My love of bourbon is no secret but I also love other whisk(e)y including Irish. I've slowly been collecting various offerings over the last year or so and find Irish whiskies to be very inviting to my palate. Last night my wonderful mother-in-law produced a bottle of Green Spot (in a canister no less) and placed it gingerly in my hands. Oh baby! I love this expression.

MIL traveled to Ireland last week and she made the mistake of asking "is there anything you want me to pick up for you?" Well, as a matter of fact....yes. Green Spot. For the first half of the week she looked high and low as they toured various towns and came up empty. Finally, after conversing with a bar manager she asked if he had ever heard of Green Spot. "Best Irish whiskey there is" was his response. He pointed her in the right direction to a local store where she found said bottle. The price was a whopping $67 which has been reimbursed but that's not all it will cost me. She had to walk in the pouring down rain a number of blocks to get the whisky. I know I'm not going to hear the end of it nor will re-payment for her wet adventure be quick and easy.

I'm ok with paybacks as she did me a solid and picked up the one bottle I wanted to add to the bunker (now I have two).

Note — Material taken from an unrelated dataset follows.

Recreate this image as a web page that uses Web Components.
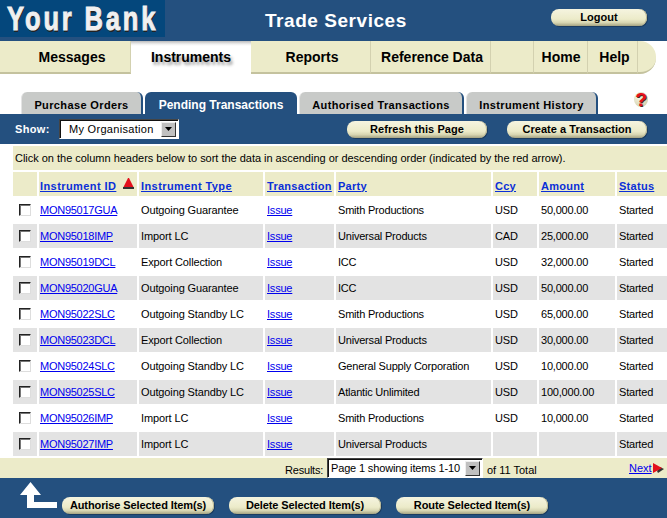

2011 release of Pappy Van Winkle

Chuck Cowdery's blog as well as other blogs are reporting on the imminent release of Pappy Van Winkle with the most coveted being the 15 year old. I won't belabor the point as others have already done their duty in reporting this. Look for it right after Thanksgiving and move fast as it won't sit on the shelves. I've got my name on multiple lists which I would encourage everyone do in the event you want to grab some PVW. Good luck.